What is required —
Gather every line in the records below that contains the word "this".

##### Data lines #####

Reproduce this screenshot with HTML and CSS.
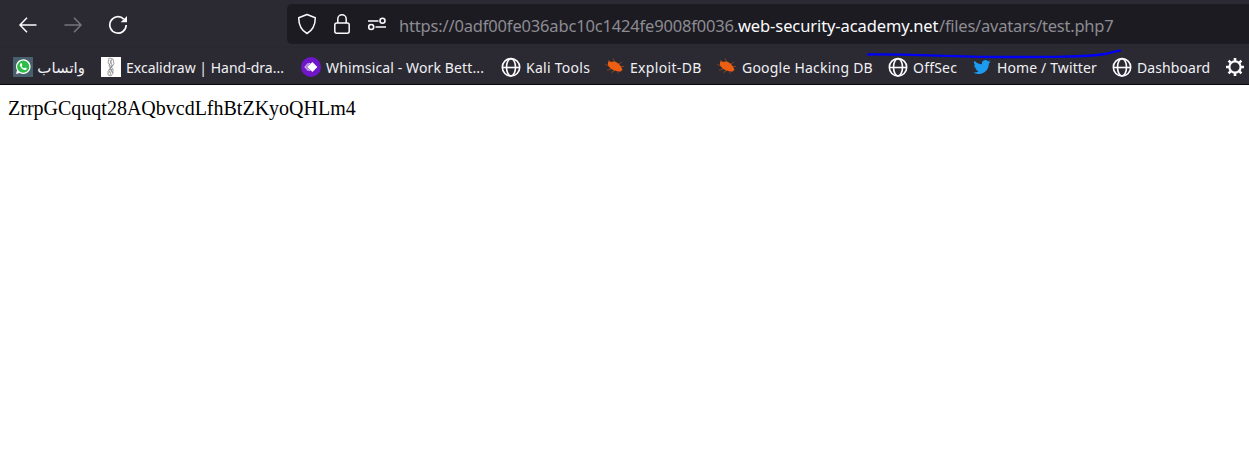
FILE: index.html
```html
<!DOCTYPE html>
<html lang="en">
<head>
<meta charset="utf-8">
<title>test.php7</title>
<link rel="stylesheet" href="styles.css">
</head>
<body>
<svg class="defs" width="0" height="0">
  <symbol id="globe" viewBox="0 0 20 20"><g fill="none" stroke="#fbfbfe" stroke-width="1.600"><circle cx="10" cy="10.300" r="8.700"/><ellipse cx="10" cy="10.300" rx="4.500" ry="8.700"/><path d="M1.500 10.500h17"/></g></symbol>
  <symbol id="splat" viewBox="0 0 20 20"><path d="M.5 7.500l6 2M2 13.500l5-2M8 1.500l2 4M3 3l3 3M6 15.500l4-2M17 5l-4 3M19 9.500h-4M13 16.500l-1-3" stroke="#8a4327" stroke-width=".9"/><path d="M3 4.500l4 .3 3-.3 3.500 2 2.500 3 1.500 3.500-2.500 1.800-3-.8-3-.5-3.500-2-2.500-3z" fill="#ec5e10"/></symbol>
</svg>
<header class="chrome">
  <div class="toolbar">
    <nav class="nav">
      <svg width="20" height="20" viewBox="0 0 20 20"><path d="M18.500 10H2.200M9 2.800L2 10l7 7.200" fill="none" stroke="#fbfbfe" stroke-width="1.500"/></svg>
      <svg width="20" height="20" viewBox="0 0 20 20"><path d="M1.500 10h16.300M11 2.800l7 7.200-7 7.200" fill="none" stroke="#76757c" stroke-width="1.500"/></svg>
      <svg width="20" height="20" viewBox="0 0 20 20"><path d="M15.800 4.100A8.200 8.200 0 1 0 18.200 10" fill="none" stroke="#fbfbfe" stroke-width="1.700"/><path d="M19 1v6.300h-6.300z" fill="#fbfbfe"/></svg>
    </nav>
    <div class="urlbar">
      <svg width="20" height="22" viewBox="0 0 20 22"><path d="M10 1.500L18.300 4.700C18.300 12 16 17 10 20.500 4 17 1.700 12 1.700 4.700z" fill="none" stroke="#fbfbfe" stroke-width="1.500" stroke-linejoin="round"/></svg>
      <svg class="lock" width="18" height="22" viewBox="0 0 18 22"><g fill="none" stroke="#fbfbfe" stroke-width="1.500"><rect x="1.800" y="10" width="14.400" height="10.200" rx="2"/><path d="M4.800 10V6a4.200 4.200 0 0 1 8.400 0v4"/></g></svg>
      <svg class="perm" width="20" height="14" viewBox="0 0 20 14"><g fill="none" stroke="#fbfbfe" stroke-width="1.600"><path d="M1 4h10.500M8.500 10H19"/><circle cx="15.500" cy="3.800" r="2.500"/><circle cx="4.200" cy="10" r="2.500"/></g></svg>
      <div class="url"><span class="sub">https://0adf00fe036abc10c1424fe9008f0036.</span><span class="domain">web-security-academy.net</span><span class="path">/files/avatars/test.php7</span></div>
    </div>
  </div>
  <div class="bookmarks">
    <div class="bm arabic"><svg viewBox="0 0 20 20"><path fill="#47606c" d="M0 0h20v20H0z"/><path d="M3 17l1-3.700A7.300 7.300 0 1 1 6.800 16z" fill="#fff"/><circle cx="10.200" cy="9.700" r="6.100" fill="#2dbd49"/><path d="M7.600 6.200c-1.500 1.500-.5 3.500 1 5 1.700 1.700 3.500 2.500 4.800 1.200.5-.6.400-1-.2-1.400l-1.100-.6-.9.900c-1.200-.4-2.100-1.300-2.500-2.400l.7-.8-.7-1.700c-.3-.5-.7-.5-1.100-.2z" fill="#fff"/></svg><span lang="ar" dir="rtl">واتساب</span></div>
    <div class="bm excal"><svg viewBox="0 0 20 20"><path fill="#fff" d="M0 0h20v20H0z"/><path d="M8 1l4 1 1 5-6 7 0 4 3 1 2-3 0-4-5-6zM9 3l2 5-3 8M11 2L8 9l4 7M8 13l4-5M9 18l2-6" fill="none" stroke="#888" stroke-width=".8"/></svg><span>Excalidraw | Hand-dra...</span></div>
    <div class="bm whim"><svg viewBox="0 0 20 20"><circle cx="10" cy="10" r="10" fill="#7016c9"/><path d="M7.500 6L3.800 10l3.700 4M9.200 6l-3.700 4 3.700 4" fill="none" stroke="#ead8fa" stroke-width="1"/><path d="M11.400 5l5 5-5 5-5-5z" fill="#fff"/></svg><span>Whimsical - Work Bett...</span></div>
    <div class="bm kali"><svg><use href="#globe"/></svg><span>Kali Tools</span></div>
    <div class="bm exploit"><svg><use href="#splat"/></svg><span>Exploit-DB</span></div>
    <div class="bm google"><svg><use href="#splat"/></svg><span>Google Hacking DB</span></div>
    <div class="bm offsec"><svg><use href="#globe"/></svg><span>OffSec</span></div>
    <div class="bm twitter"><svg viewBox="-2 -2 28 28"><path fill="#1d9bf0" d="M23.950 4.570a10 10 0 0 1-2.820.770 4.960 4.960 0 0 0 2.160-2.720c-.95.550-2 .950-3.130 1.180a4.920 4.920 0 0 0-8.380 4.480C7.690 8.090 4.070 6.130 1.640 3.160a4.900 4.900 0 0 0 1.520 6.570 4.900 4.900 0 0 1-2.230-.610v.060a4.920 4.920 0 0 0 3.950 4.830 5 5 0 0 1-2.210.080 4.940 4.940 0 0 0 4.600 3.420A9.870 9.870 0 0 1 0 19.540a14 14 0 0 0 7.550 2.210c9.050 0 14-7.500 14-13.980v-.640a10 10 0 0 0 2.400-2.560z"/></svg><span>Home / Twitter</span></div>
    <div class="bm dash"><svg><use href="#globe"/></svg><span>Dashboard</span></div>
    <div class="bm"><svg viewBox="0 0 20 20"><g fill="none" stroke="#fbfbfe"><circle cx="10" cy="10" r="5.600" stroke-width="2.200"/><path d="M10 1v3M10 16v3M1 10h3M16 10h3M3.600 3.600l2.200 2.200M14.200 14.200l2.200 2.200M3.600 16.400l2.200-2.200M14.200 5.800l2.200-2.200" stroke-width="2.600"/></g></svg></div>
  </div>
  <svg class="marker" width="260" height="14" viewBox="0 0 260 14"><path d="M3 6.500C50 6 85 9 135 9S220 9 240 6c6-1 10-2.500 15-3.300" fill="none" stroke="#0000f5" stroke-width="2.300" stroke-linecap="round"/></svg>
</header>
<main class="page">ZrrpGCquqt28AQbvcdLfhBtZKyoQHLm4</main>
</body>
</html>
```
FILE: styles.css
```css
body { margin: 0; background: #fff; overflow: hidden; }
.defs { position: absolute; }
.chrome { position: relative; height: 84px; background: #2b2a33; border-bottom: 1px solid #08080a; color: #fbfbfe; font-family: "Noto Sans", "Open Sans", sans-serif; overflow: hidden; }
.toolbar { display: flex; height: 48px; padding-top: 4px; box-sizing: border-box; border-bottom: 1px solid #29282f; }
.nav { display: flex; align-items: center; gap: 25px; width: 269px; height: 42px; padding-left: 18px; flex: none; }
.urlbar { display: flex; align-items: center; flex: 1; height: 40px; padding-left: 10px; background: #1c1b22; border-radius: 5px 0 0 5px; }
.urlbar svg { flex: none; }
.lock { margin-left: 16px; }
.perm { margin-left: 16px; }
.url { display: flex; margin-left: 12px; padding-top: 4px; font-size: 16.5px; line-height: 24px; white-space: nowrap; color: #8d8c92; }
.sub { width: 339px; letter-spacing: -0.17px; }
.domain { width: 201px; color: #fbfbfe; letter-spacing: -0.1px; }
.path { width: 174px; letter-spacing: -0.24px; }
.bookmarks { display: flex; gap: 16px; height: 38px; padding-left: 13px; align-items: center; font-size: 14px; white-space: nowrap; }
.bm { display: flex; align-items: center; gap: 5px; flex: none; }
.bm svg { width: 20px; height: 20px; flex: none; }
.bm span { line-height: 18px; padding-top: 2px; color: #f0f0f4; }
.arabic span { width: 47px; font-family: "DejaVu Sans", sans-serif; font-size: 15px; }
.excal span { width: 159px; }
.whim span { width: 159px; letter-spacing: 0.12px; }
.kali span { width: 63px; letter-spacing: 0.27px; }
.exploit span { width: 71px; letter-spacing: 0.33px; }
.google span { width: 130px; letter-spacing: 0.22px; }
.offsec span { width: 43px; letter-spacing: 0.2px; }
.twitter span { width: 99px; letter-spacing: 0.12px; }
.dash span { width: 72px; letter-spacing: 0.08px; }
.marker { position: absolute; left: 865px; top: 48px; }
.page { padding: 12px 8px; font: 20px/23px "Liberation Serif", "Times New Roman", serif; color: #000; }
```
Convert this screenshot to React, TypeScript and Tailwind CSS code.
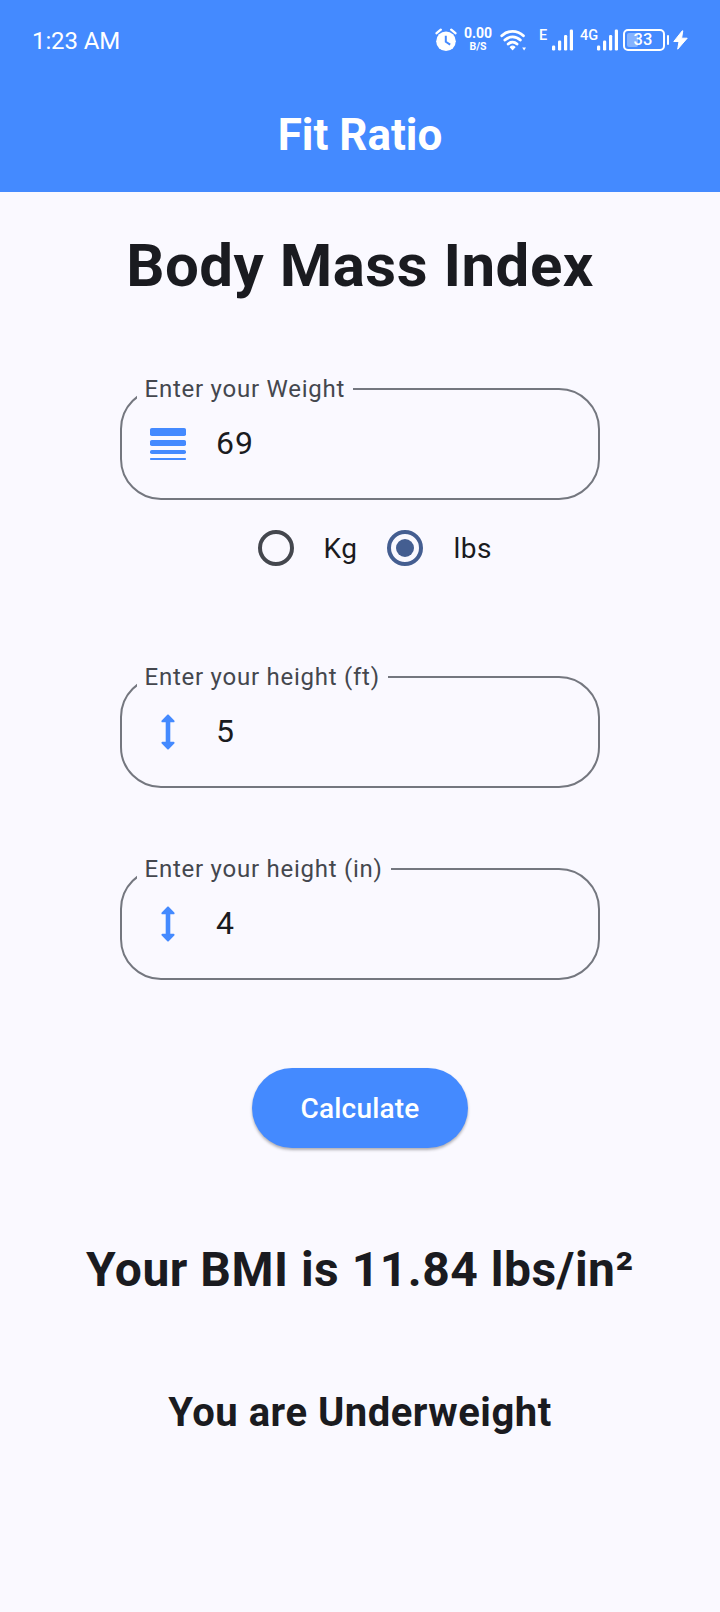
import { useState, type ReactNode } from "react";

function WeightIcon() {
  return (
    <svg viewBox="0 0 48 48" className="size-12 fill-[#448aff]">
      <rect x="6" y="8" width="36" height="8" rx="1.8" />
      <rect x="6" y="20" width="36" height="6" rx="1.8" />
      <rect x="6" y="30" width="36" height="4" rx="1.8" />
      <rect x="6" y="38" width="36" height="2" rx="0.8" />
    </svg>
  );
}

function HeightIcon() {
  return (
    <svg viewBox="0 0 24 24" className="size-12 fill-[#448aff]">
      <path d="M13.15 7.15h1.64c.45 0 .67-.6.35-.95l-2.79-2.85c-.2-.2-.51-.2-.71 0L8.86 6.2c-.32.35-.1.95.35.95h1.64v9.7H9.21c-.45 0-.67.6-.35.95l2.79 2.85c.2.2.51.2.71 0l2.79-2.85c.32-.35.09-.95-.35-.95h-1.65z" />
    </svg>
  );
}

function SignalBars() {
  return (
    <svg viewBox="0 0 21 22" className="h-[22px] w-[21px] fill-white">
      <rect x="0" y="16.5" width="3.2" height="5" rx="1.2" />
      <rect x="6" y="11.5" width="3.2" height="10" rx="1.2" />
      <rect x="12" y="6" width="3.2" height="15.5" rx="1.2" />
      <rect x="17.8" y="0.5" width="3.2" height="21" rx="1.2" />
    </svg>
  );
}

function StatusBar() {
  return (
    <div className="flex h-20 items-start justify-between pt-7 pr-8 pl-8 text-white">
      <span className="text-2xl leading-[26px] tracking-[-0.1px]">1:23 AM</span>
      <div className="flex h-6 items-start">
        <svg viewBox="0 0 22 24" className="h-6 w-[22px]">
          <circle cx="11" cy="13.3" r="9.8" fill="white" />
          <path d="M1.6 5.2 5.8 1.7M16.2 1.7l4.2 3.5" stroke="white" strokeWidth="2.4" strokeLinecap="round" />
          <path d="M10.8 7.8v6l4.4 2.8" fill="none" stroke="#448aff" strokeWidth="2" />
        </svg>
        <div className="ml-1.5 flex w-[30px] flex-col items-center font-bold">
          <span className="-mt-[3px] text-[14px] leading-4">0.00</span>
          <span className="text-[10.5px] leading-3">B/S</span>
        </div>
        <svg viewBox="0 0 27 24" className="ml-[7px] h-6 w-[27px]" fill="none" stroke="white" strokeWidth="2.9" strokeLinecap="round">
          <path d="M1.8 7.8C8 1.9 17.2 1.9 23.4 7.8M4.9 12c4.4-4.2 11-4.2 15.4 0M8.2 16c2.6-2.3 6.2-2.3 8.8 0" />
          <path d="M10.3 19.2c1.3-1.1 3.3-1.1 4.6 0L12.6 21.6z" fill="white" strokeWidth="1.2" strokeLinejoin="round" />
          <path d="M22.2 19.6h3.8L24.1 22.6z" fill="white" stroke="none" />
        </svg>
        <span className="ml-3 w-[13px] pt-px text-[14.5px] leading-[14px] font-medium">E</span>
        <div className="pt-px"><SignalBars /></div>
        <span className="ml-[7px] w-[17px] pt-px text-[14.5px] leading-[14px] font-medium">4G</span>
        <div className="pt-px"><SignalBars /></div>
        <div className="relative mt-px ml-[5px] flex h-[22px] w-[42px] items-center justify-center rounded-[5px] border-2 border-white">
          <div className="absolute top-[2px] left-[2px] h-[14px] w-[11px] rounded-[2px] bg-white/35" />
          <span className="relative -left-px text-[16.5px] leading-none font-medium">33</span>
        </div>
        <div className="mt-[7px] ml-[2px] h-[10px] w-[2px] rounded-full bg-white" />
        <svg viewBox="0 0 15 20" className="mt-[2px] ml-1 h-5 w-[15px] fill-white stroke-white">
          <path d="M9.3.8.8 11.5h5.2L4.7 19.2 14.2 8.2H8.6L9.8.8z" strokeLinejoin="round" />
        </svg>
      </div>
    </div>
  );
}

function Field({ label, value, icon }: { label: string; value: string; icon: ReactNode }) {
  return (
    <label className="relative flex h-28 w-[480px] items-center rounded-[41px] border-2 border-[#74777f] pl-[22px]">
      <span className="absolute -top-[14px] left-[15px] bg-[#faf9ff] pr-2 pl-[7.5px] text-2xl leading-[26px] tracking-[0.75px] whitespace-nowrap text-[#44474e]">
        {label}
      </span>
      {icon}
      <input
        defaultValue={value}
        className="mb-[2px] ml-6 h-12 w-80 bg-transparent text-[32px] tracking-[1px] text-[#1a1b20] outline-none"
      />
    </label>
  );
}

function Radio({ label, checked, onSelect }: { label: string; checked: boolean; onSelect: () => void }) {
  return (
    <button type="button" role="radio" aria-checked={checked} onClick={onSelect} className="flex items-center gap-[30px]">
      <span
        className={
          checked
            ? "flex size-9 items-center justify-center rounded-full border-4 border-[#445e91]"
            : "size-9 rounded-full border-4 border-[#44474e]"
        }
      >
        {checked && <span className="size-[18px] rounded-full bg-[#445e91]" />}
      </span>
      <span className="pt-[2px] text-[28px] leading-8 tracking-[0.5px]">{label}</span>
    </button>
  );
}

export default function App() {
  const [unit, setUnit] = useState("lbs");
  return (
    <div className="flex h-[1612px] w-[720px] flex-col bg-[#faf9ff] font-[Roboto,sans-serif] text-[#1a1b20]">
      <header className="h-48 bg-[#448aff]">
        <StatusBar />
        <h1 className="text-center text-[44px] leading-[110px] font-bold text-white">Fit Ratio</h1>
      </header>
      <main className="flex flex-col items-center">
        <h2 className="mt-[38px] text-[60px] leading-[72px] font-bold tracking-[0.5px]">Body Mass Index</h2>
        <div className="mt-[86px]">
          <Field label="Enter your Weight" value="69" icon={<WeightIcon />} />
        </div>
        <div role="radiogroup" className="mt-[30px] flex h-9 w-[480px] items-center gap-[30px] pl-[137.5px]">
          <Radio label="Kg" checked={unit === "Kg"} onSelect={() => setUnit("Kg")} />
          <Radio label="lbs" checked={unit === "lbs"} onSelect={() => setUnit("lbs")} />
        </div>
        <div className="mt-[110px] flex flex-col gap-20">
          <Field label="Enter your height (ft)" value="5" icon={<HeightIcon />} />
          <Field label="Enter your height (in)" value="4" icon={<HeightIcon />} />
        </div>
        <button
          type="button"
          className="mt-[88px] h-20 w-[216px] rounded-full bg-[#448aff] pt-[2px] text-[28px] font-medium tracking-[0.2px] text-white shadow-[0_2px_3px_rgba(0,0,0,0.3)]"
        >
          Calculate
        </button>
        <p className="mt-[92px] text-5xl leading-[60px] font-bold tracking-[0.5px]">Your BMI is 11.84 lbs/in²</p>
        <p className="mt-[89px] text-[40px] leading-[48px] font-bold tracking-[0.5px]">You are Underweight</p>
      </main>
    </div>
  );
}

#####

Exercise result —
Reproduce this screenshot with HTML and CSS.
Convert this screenshot to React, TypeScript and Tailwind CSS code.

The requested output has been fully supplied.